Task requirements ▸ In the records below, find each line with the word "this" and copy it.

[Items listed in a dataset]
----
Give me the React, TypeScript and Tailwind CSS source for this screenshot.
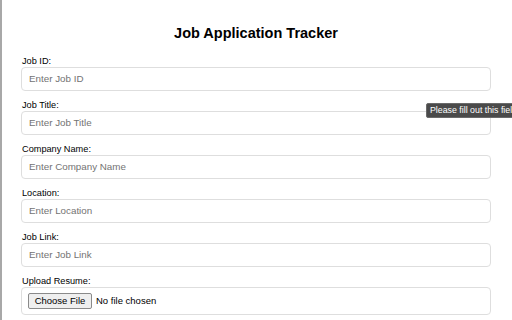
const fields = [
  { label: "Job ID:", placeholder: "Enter Job ID" },
  { label: "Job Title:", placeholder: "Enter Job Title" },
  { label: "Company Name:", placeholder: "Enter Company Name" },
  { label: "Location:", placeholder: "Enter Location" },
  { label: "Job Link:", placeholder: "Enter Job Link" },
];

export default function App() {
  return (
    <div
      className="relative h-[320px] w-[512px] overflow-hidden border-l-2 border-[#a8a8a8] bg-white"
      style={{ fontFamily: '"Liberation Sans", Arial, sans-serif' }}
    >
      <div className="pl-[19px] pr-[21px]">
        <h1 className="pt-[25px] pb-[13px] text-center text-[14.5px] font-bold leading-[17px] text-black">
          Job Application Tracker
        </h1>

        {fields.map((f) => (
          <div key={f.label} className="mb-[8px]">
            <div className="pl-[1px] text-[9.2px] leading-[12px] text-black">{f.label}</div>
            <div className="flex h-[24px] items-center rounded-[4px] border border-[#dedede] pl-[7px] text-[9.8px] text-[#737373]">
              {f.placeholder}
            </div>
          </div>
        ))}

        <div>
          <div className="pl-[1px] text-[9.2px] leading-[12px] text-black">Upload Resume:</div>
          <div className="flex h-[28px] items-center gap-[4px] rounded-[4px] border border-[#dedede] pl-[6px] text-[9.5px] text-black">
            <span className="flex h-[16px] w-[64px] items-center justify-center rounded-[2px] border border-[#8a8a8a] bg-[#efefef]">
              Choose File
            </span>
            <span>No file chosen</span>
          </div>
        </div>
      </div>

      <div className="absolute left-[424px] top-[103px] flex h-[15px] items-center whitespace-nowrap rounded-[2px] border border-[#6a6a6a] bg-[#4a4a4a] pl-[3px] text-[8.8px] text-white">
        Please fill out this field
      </div>
    </div>
  );
}
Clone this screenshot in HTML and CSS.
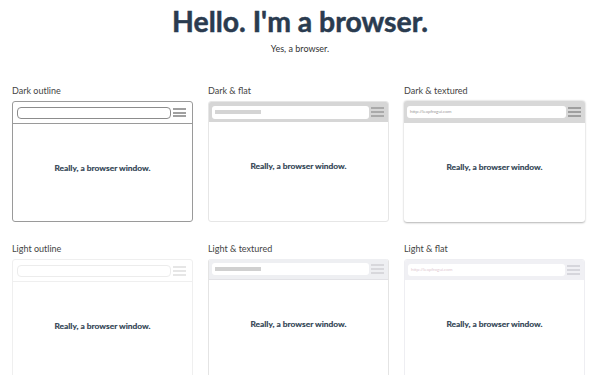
FILE: index.html
```html
<!DOCTYPE html>
<html lang="en">
<head>
<meta charset="utf-8">
<title>Hello. I'm a browser.</title>
<link rel="stylesheet" href="styles.css">
</head>
<body>
<header class="hero">
  <h1>Hello. I'm a browser.</h1>
  <p>Yes, a browser.</p>
</header>
<main class="grid">
  <section class="demo">
    <h2>Dark outline</h2>
    <div class="win dark-outline">
      <div class="bar"><div class="addr"></div><div class="menu"><span></span><span></span><span></span></div></div>
      <div class="view">Really, a browser window.</div>
    </div>
  </section>
  <section class="demo">
    <h2>Dark &amp; flat</h2>
    <div class="win dark-flat">
      <div class="bar"><div class="addr"><i class="ph"></i></div><div class="menu"><span></span><span></span><span></span></div></div>
      <div class="view">Really, a browser window.</div>
    </div>
  </section>
  <section class="demo">
    <h2>Dark &amp; textured</h2>
    <div class="win dark-textured">
      <div class="bar"><div class="addr"><span class="url">http://leapfrogui.com</span></div><div class="menu"><span></span><span></span><span></span></div></div>
      <div class="view">Really, a browser window.</div>
    </div>
  </section>
  <section class="demo">
    <h2>Light outline</h2>
    <div class="win light-outline">
      <div class="bar"><div class="addr"></div><div class="menu"><span></span><span></span><span></span></div></div>
      <div class="view">Really, a browser window.</div>
    </div>
  </section>
  <section class="demo">
    <h2>Light &amp; textured</h2>
    <div class="win light-textured">
      <div class="bar"><div class="addr"><i class="ph"></i></div><div class="menu"><span></span><span></span><span></span></div></div>
      <div class="view">Really, a browser window.</div>
    </div>
  </section>
  <section class="demo">
    <h2>Light &amp; flat</h2>
    <div class="win light-flat">
      <div class="bar"><div class="addr"><span class="url">http://leapfrogui.com</span></div><div class="menu"><span></span><span></span><span></span></div></div>
      <div class="view">Really, a browser window.</div>
    </div>
  </section>
</main>
</body>
</html>
```
FILE: styles.css
```css
* { box-sizing: border-box; }
html, body { margin: 0; padding: 0; background: #fff; }
body {
  font-family: Lato, "Open Sans", sans-serif;
  color: #2c3e50;
  width: 600px;
  height: 375px;
  overflow: hidden;
}
.hero { text-align: center; padding-top: 4px; }
.hero h1 {
  margin: 0;
  font-size: 28.4px;
  line-height: 35px;
  font-weight: 700;
  color: #2a3b4f;
  -webkit-text-stroke: 0.5px #2a3b4f;
}
.hero p {
  margin: 4px 0 0;
  font-size: 9px;
  line-height: 12px;
  color: #333;
}
.grid {
  display: grid;
  grid-template-columns: repeat(3, 181px);
  column-gap: 15px;
  row-gap: 21px;
  padding: 30px 15px 0 12px;
}
.demo h2 {
  margin: 0 0 4px;
  font-size: 9px;
  line-height: 12px;
  font-weight: 400;
  color: #444;
}
.win {
  height: 121px;
  border-radius: 3px;
  overflow: hidden;
  background: #fff;
  display: flex;
  flex-direction: column;
}
.bar {
  height: 22px;
  flex: none;
  display: flex;
  align-items: center;
  padding: 0 6px 0 4px;
  gap: 2px;
}
.addr {
  flex: 1;
  height: 12px;
  border-radius: 3px;
  background: #fff;
  display: flex;
  align-items: center;
  padding-left: 3px;
}
.ph { display: block; width: 46px; height: 4px; background: #d4d4d4; }
.url { font-size: 4.5px; color: #999; line-height: 1; }
.menu {
  width: 13px;
  display: flex;
  flex-direction: column;
  gap: 2px;
}
.menu span { display: block; height: 1.5px; background: #999; }
.view {
  flex: 1;
  text-align: center;
  font-size: 8.4px;
  font-weight: 700;
  padding-top: 39px;
  color: #2c3e50;
  -webkit-text-stroke: 0.15px #2c3e50;
}

/* Dark outline */
.dark-outline { border: 1px solid #9a9a9a; }
.dark-outline .bar { border-bottom: 1px solid #9a9a9a; height: 22px; }
.dark-outline .addr { border: 1px solid #8c8c8c; height: 12px; border-radius: 4px; }
.dark-outline .menu span { height: 2px; background: #a0a0a0; }
.dark-outline .menu { gap: 1.5px; }

/* Dark & flat */
.dark-flat { border: 1px solid #e6e6e6; }
.dark-flat .bar { background: #d6d6d6; height: 20px; padding: 0 4px 0 3px; }
.dark-flat .addr { height: 13px; }
.dark-flat .menu span { background: #aaa; height: 2px; }

/* Dark & textured */
.dark-textured { box-shadow: 0 0.5px 2px rgba(0,0,0,0.3); }
.dark-textured .bar { background: #d8d8d8; height: 22px; padding: 0 4px 0 3px; }
.dark-textured .addr { height: 12px; }
.dark-textured .menu span { background: #9f9f9f; height: 2px; }

/* Light outline */
.light-outline { border: 1px solid #efefef; }
.light-outline .bar { border-bottom: 1px solid #efefef; }
.light-outline .addr { border: 1px solid #ececec; border-radius: 4px; }
.light-outline .menu span { background: #e6e6e6; height: 2px; }

/* Light & textured */
.light-textured { border: 1px solid #e4e4e4; border-top: none; }
.light-textured .bar { background: #eeeff2; height: 21px; border-bottom: 1px solid #e2e2e6; padding: 0 4px 0 3px; }
.light-textured .ph { background: #d0d0d0; }
.light-textured .menu span { background: #d8d8dc; height: 2px; }

/* Light & flat */
.light-flat { border: 1px solid #eeeef2; }
.light-flat .bar { background: #f0f0f4; height: 20px; padding: 0 4px 0 3px; }
.light-flat .url { color: #e0c8d0; }
.light-flat .menu span { background: #d6d6dc; height: 2px; }
```
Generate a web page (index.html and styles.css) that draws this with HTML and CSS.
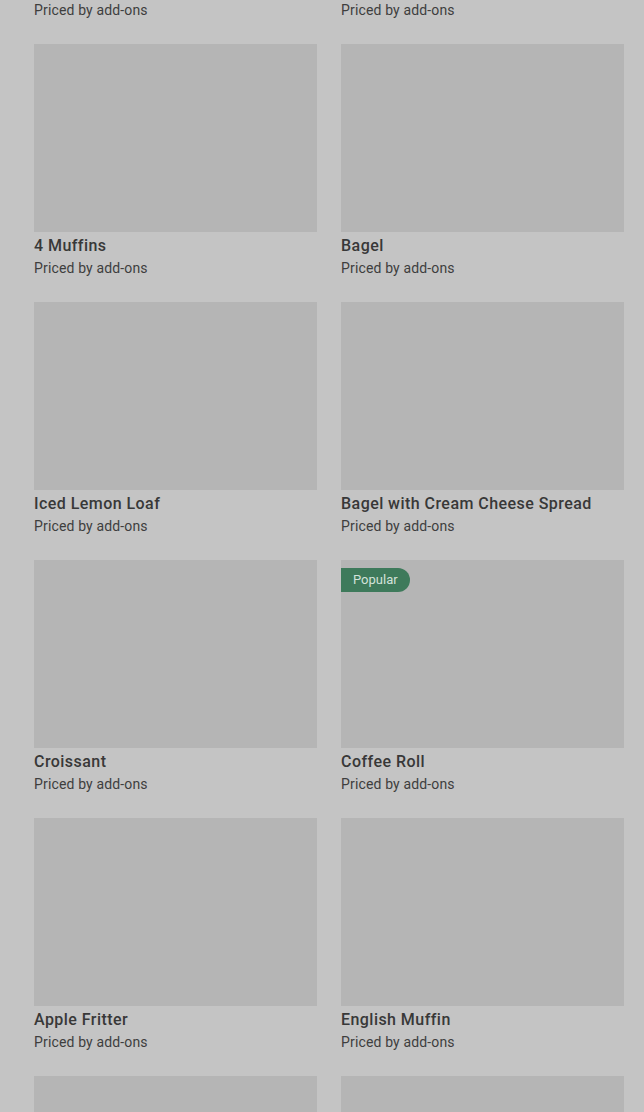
FILE: index.html
```html
<!DOCTYPE html>
<html lang="en">
<head>
    <meta charset="UTF-8">
    <meta name="viewport" content="width=device-width, initial-scale=1.0">
    <title>Bakery</title>
    <link rel="stylesheet" href="styles.css">
</head>
<body>
    <div class="menu-grid">
        <div class="product-card partial">
            <p class="product-price">Priced by add-ons</p>
        </div>
        <div class="product-card partial">
            <p class="product-price">Priced by add-ons</p>
        </div>

        <div class="product-card">
            <div class="product-image"></div>
            <h3 class="product-name">4 Muffins</h3>
            <p class="product-price">Priced by add-ons</p>
        </div>
        <div class="product-card">
            <div class="product-image"></div>
            <h3 class="product-name">Bagel</h3>
            <p class="product-price">Priced by add-ons</p>
        </div>

        <div class="product-card">
            <div class="product-image"></div>
            <h3 class="product-name">Iced Lemon Loaf</h3>
            <p class="product-price">Priced by add-ons</p>
        </div>
        <div class="product-card">
            <div class="product-image"></div>
            <h3 class="product-name">Bagel with Cream Cheese Spread</h3>
            <p class="product-price">Priced by add-ons</p>
        </div>

        <div class="product-card">
            <div class="product-image"></div>
            <h3 class="product-name">Croissant</h3>
            <p class="product-price">Priced by add-ons</p>
        </div>
        <div class="product-card">
            <div class="product-image">
                <span class="badge">Popular</span>
            </div>
            <h3 class="product-name">Coffee Roll</h3>
            <p class="product-price">Priced by add-ons</p>
        </div>

        <div class="product-card">
            <div class="product-image"></div>
            <h3 class="product-name">Apple Fritter</h3>
            <p class="product-price">Priced by add-ons</p>
        </div>
        <div class="product-card">
            <div class="product-image"></div>
            <h3 class="product-name">English Muffin</h3>
            <p class="product-price">Priced by add-ons</p>
        </div>

        <!-- next row, only the top of the pictures is in view -->
        <div class="product-card">
            <div class="product-image"></div>
        </div>
        <div class="product-card">
            <div class="product-image"></div>
        </div>
    </div>
</body>
</html>
```

FILE: styles.css
```css
body {
    font-family: Roboto, "Liberation Sans", sans-serif;
    margin: 0;
    padding: 0;
    background: #c4c4c4;
    height: 1112px;
    overflow: hidden;
}

.menu-grid {
    display: grid;
    grid-template-columns: 283px 283px;
    column-gap: 24px;
    row-gap: 24px;
    padding: 0 20px 0 34px;
}

.product-card {
    display: flex;
    flex-direction: column;
}

.product-image {
    position: relative;
    height: 188px;
    background-color: #b5b5b5;
}

.badge {
    position: absolute;
    top: 8px;
    left: 0;
    height: 24px;
    line-height: 24px;
    padding: 0 12px;
    border-radius: 0 12px 12px 0;
    background-color: #3e7a5b;
    color: #d3e2da;
    font-size: 13px;
}

.product-name {
    margin: 0;
    padding-top: 2px;
    font-size: 16px;
    font-weight: 500;
    line-height: 24px;
    letter-spacing: 0.45px;
    color: #383838;
}

.product-price {
    margin: 0;
    font-size: 14px;
    line-height: 20px;
    letter-spacing: 0.15px;
    color: #3e3e3e;
}
```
----
Output ▸
Give me the React, TypeScript and Tailwind CSS source for this screenshot.
        Please fill out this field
Clone this screenshot in HTML and CSS.
Generate a web page (index.html and styles.css) that draws this with HTML and CSS.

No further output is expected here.